Als Besitzer*in eines Hautieres sollten wir unsere Bedürfnisse und Vorlieben stets hinter den Bedürfnissen und Vorlieben des Tiers anstellen. Die Ausschüttung von Endorphinen, die ein Perserkätzchen im pinken Minirock bei uns bewirken kann, beruht meist nicht auf Gegenseitigkeit. Natürlich bedeutet nicht jedes kostümierte Haustier eine Tierwohlgefährdung, aber jedes zu eng anliegende Kostüm ist ein unnötiger Schritt in ebendiese falsche Richtung, in der wir eine Form von Tierleid in Kauf nehmen. Der wohl beste Leitfaden, um überschrittene Grenzen zu erkennen, ist vereinfacht ausgedrückt das Wahrnehmen einer jeden tierischen Lebensform, die nicht so oder so ähnlich auch in der freien Natur wiederzufinden wäre. Hierzu zählen auch die so oft mit verniedlichender Absicht gemeinten Vermenschlichungen von Haustieren – beispielsweise in Form eines vegetarischen Lebensstils oder übertriebener Körperhygiene.

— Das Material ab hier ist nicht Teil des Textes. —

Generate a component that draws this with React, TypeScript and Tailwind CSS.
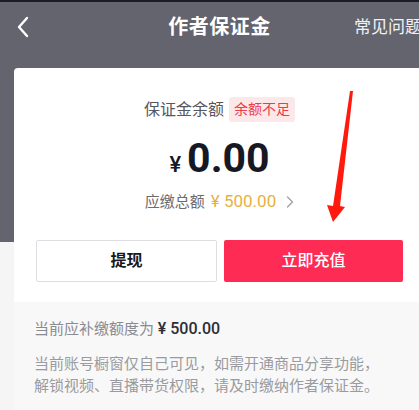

Professor Achim Gruber ist Tierpathologe an der Freien Universität Berlin und beschäftigt sich beruflich mit praktisch zu Tode geliebten Tieren. Er meint, dass gerade ein hoher Grad der Vermenschlichung den Haustieren oftmals schadet. Was nett und niedlich gemeint ist, wird dann tödlich.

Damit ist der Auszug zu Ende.